Il problema è proprio qui: quell’eredità era sopravvissuta fin troppo bene fino a troppo poco tempo fa. Non in termini ideologici, naturalmente, ma in termini istituzionali sì. La politica era entrata nelle banche negli Anni 30 e vi era rimasta con la democrazia prima grazie al controllo pubblico, poi a fondazioni vulnerabili come quella del Monte dei Paschi. I contribuenti italiani tra pochi giorni non dovrebbero mettere a disposizione sette miliardi di euro per salvare l’istituto, se questo non fosse stato il principio di gestione prevalente fino a pochissimo tempo fa.
È una pagina di storia che il governo entrante dovrà tenere presente ogni singolo giorno, e non solo perché Mps era controllata dall’attuale partito di maggioranza. Qualunque sia la forza al potere oggi e in futuro, la politica italiana faticherà sempre a controllare la tenta- zione di vedere nel credito ciò che spesso vede nella spesa pubblica: uno strumento di potere e gestione delle clientele, senza criteri di efficienza né cura per l’interesse collettivo di lungo periodo.
Vale quindi la pena di ricordare perché oggi il governo e i partiti non se lo possono più permettere, se e quando Mps e magari in primavera Veneto Banca e Popolare di Vicenza verranno nazionalizzate. In primo luogo, non possono permetterselo perché sarebbe illegale: la «ricapitalizzazione precauzionale» concordata con la Commissione europea consente il rimborso dei piccoli obbligazionisti solo se l’intervento dello Stato è «di natura temporanea» (dall’articolo 32 della direttiva europea sulle risoluzioni bancarie). Se il governo entrasse in Mps per restarvi, potrebbe aprirsi un contenzioso che rischia di gettare nell’incertezza 40 mila famiglie risparmiatrici. È dunque necessario che il decreto di nazionalizzazione indichi l’orizzonte della ri-privatizzazione e, per questo, la banca proceda comunque a separarsi dalla massa dei suoi crediti in default.
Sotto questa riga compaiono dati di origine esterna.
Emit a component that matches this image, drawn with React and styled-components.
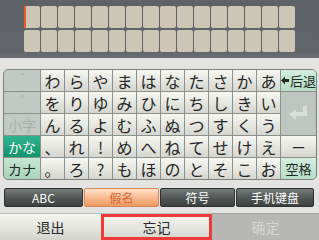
import React from "react";
import styled, { createGlobalStyle } from "styled-components";

const Global = createGlobalStyle`
  html, body { margin: 0; padding: 0; }
  body {
    width: 319px; height: 240px; overflow: hidden;
    background: #e3e3e1;
    font-family: "Noto Sans CJK SC", "Noto Sans", sans-serif;
  }
`;

const Screen = styled.div`
  width: 319px;
  height: 240px;
  display: flex;
  flex-direction: column;
  background: #e3e3e1;
`;

const InputArea = styled.div`
  height: 58px;
  background: linear-gradient(#5e6267, #62666b 90%, #6c7074);
  padding: 6px 0 0 24px;
  box-sizing: border-box;
`;

const TileGrid = styled.div`
  display: grid;
  grid-template-columns: repeat(16, 16px);
  grid-template-rows: repeat(2, 22px);
  column-gap: 1px;
  row-gap: 2px;
`;

const Tile = styled.div`
  background: #cbc7b4;
  border-radius: 2px;
  position: relative;
  ${(p) =>
    p.$cursor &&
    `&::before { content: ""; position: absolute; left: 0; top: 0; bottom: 0; width: 2px; background: #f2582a; }`}
`;

const Middle = styled.div`
  flex: 1;
  display: flex;
  flex-direction: column;
  padding: 11px 2px 0 3px;
`;

const Panel = styled.div`
  display: grid;
  grid-template-columns: 36px repeat(10, 23px) 35px;
  grid-template-rows: repeat(5, 21px);
  gap: 1px;
  background: #8d918e;
  border: 1px solid #7d817e;
  border-radius: 5px;
  overflow: hidden;
  width: max-content;
`;

const variants = {
  key: `background: linear-gradient(#f7f7f3, #e4e4de 60%, #d6d6d0); color: #262626;`,
  side: `background: #c2c8c4; color: #a6aeaa;`,
  green: `background: linear-gradient(#d4eedf, #b6dcc7); color: #1e2a24;`,
  teal: `background: linear-gradient(#2fb48e, #13956f); color: #ffffff;`,
  paleGreen: `background: linear-gradient(#c7e6d4, #a9d2ba); color: #1e2a24;`,
  enter: `background: #bfc5c1;`,
};

const Key = styled.div`
  display: flex;
  align-items: center;
  justify-content: center;
  font-family: "Noto Sans CJK JP", "Noto Sans", sans-serif;
  font-size: ${(p) => p.$size || 16}px;
  line-height: 1;
  ${(p) => variants[p.$variant || "key"]}
  ${(p) => p.$span && `grid-row: span ${p.$span};`}
`;

const Mark = styled.span`
  align-self: flex-start;
  margin: 3px 0 0 auto;
  padding-right: 9px;
  font-size: 10px;
  color: #a9b0ac;
`;

const Tabs = styled.div`
  display: grid;
  grid-template-columns: 79px 75px 75px 78px;
  gap: 1px;
  margin: 8px 0 0 1px;
  height: 16px;
`;

const Tab = styled.div`
  display: flex;
  align-items: center;
  justify-content: center;
  border-radius: 2px;
  font-size: 12px;
  font-family: "Noto Sans CJK SC", "Noto Sans", sans-serif;
  ${(p) =>
    p.$active
      ? `background: linear-gradient(#fde2cc, #f8b88c 55%, #f09a62); color: #d4622e; border: 1px solid #d6875a;`
      : `background: linear-gradient(#767a78, #515553 55%, #3e4240); color: #ffffff; border: 1px solid #2e302f;`}
`;

const Bottom = styled.div`
  height: 27px;
  display: grid;
  grid-template-columns: 101px 111px 107px;
  margin-top: auto;
`;

const BottomButton = styled.div`
  display: flex;
  align-items: center;
  justify-content: center;
  font-size: 14px;
  font-family: "Noto Sans CJK SC", "Noto Sans", sans-serif;
  box-sizing: border-box;
  ${(p) =>
    p.$disabled
      ? `background: #b7b7b5; color: #d6d6d4; border-top: 1px solid #a4a4a2;`
      : `background: linear-gradient(#f5f5f1, #e3e3dd 60%, #d3d3cd); color: #2a2a2a; border-top: 1px solid #bdbdb8;`}
  ${(p) => p.$highlight && `box-shadow: inset 0 0 0 3px #f03a3a;`}
`;

const BackIcon = () => (
  <svg width="8" height="9" viewBox="0 0 8 9" style={{ marginRight: 1 }}>
    <polygon points="0,4.5 4,0.5 4,3 8,3 8,6 4,6 4,8.5" fill="#1e2a24" />
  </svg>
);

const EnterIcon = () => (
  <svg width="22" height="17" viewBox="0 0 22 17">
    <path d="M15 1 H19 V11 H8 V15 L1 9.5 L8 4 V7 H15 Z" fill="#d9dedb" />
  </svg>
);

const rows = [
  ["わ", "ら", "や", "ま", "は", "な", "た", "さ", "か", "あ"],
  ["を", "り", "ゆ", "み", "ひ", "に", "ち", "し", "き", "い"],
  ["ん", "る", "よ", "む", "ふ", "ぬ", "つ", "す", "く", "う"],
  ["、", "れ", "!", "め", "へ", "ね", "て", "せ", "け", "え"],
  ["。", "ろ", "?", "も", "ほ", "の", "と", "そ", "こ", "お"],
];

export default function App() {
  return (
    <Screen>
      <Global />
      <InputArea>
        <TileGrid>
          {Array.from({ length: 32 }).map((_, i) => (
            <Tile key={i} $cursor={i === 0} />
          ))}
        </TileGrid>
      </InputArea>
      <Middle>
        <Panel>
          <Key $variant="side"><Mark>゛</Mark></Key>
          {rows[0].map((c) => <Key key={c}>{c}</Key>)}
          <Key $variant="green" $size={13}><BackIcon />后退</Key>

          <Key $variant="side"><Mark>゜</Mark></Key>
          {rows[1].map((c) => <Key key={c}>{c}</Key>)}
          <Key $variant="enter" $span={2}><EnterIcon /></Key>

          <Key $variant="side" $size={14}>小字</Key>
          {rows[2].map((c) => <Key key={c}>{c}</Key>)}

          <Key $variant="teal" $size={14}>かな</Key>
          {rows[3].map((c) => <Key key={c}>{c}</Key>)}
          <Key $size={14}>ー</Key>

          <Key $variant="paleGreen" $size={14}>カナ</Key>
          {rows[4].map((c) => <Key key={c}>{c}</Key>)}
          <Key $variant="green" $size={13}>空格</Key>
        </Panel>
        <Tabs>
          <Tab>ABC</Tab>
          <Tab $active>假名</Tab>
          <Tab>符号</Tab>
          <Tab>手机键盘</Tab>
        </Tabs>
      </Middle>
      <Bottom>
        <BottomButton>退出</BottomButton>
        <BottomButton $highlight>忘记</BottomButton>
        <BottomButton $disabled>确定</BottomButton>
      </Bottom>
    </Screen>
  );
}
In secondo luogo, la politica non si può permettere un ritorno allo statalismo nel credito perché i tempi sono cambiati. Una Monte dei Paschi nazionalizzata non sarebbe dei partiti, ma dei contribuenti. E questi oggi non sono più disposti a fare il minimo sconto di fronte agli sprechi, agli abusi di potere o ai comportamenti opportunistici.
Perciò dovranno esservi garanzie. La più elementare è che la remunerazione dei manager sia trasparente e adeguata: alla nomina in settembre, la parte fissa del compenso dell’amministratore delegato di Siena per esempio è stata fissata sopra quella del capo-azienda di Bnp Paribas, cioè della prima banca europea. Davvero inevitabile?
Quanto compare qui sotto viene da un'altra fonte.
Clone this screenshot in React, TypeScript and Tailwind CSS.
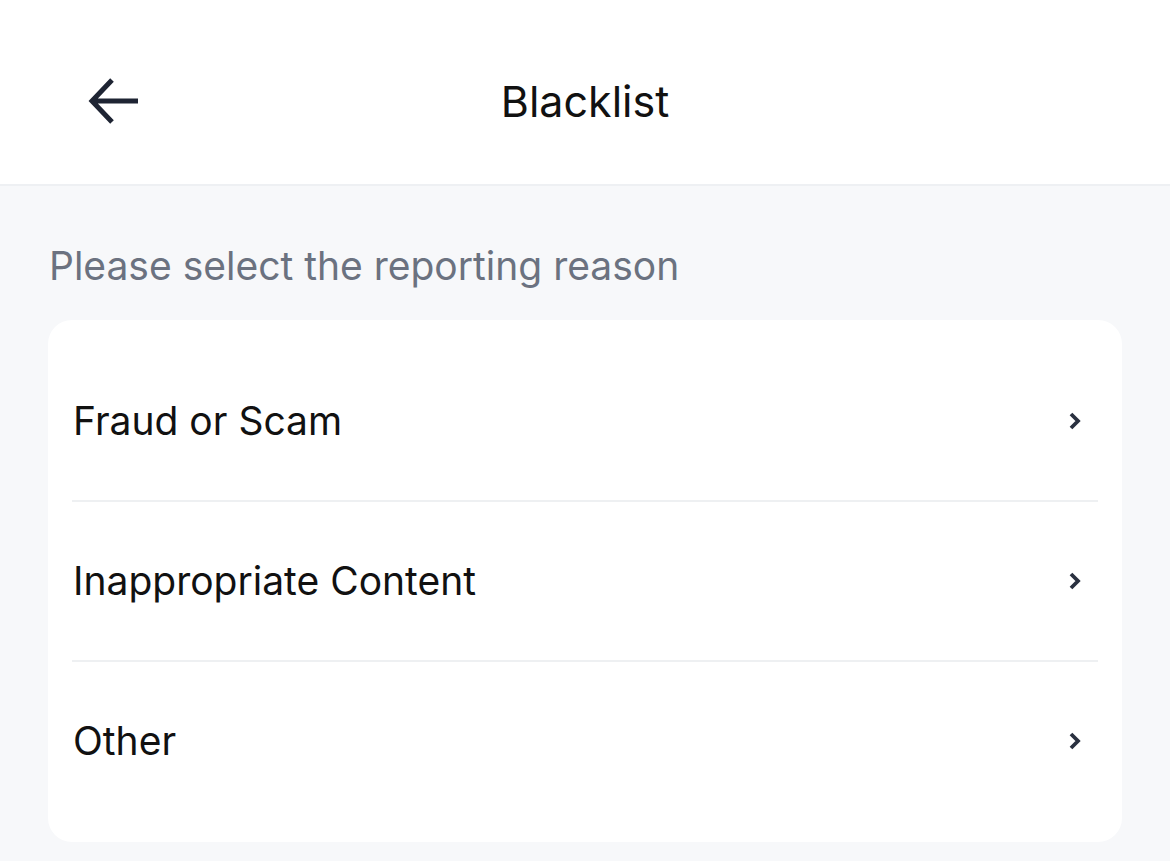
import React from 'react';

const reasons = ['Fraud or Scam', 'Inappropriate Content', 'Other'];

const BackIcon = () => (
  <svg width="52" height="48" viewBox="0 0 52 48" fill="none">
    <path d="M50 23H6M24 2L4 23L24 44" stroke="#1e2433" strokeWidth="5" strokeLinecap="butt" strokeLinejoin="miter" />
  </svg>
);

const Chevron = () => (
  <svg width="14" height="18" viewBox="0 0 14 18" fill="none">
    <path d="M3 2L10 9L3 16" stroke="#2a3140" strokeWidth="3.8" />
  </svg>
);

export default function App() {
  return (
    <div className="min-h-screen bg-[#f7f8fa] font-['Inter',sans-serif]">
      <header className="relative h-[186px] bg-white border-b-2 border-[#eef0f3] flex items-center justify-center">
        <button className="absolute left-[88px] top-[78px]" aria-label="Back">
          <BackIcon />
        </button>
        <h1 className="text-[43px] text-[#111] pt-[18px]">Blacklist</h1>
      </header>

      <main className="px-[48px]">
        <p className="pt-[58px] pb-[32px] pl-[1px] text-[39px] leading-[44px] text-[#6b7280]">
          Please select the reporting reason
        </p>
        <div className="bg-white rounded-[24px] px-[24px] py-[22px]">
          {reasons.map((r, i) => (
            <div key={r}>
              {i > 0 && <div className="h-[2px] bg-[#eef0f2]" />}
              <div className="h-[158px] flex items-center justify-between pl-[1px] pr-[16px]">
                <span className="text-[39px] text-[#111]">{r}</span>
                <Chevron />
              </div>
            </div>
          ))}
        </div>
      </main>
    </div>
  );
}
Ma una garanzia più importante riguarda il metodo di nomina degli amministratori da parte dell’azionista pubblico di controllo. Il Tesoro dovrebbe creare un comitato indipendente di personalità indiscusse, italiane ed europee, chiamate a valutare e giudicare i candidati al consiglio d’amministrazione di Monte dei Paschi. Le opinioni di questi esperti sui singoli dirigenti dovrebbero essere scritte e consultabili in Rete.
Possono naturalmente esserci altri metodi per garantire che gli amministratori di Mps, italiani e europei, siano stati scelti solo perché lo meritano in pieno. L’importante è che sia così. Lasciamo il 1935 agli scaffali della storia.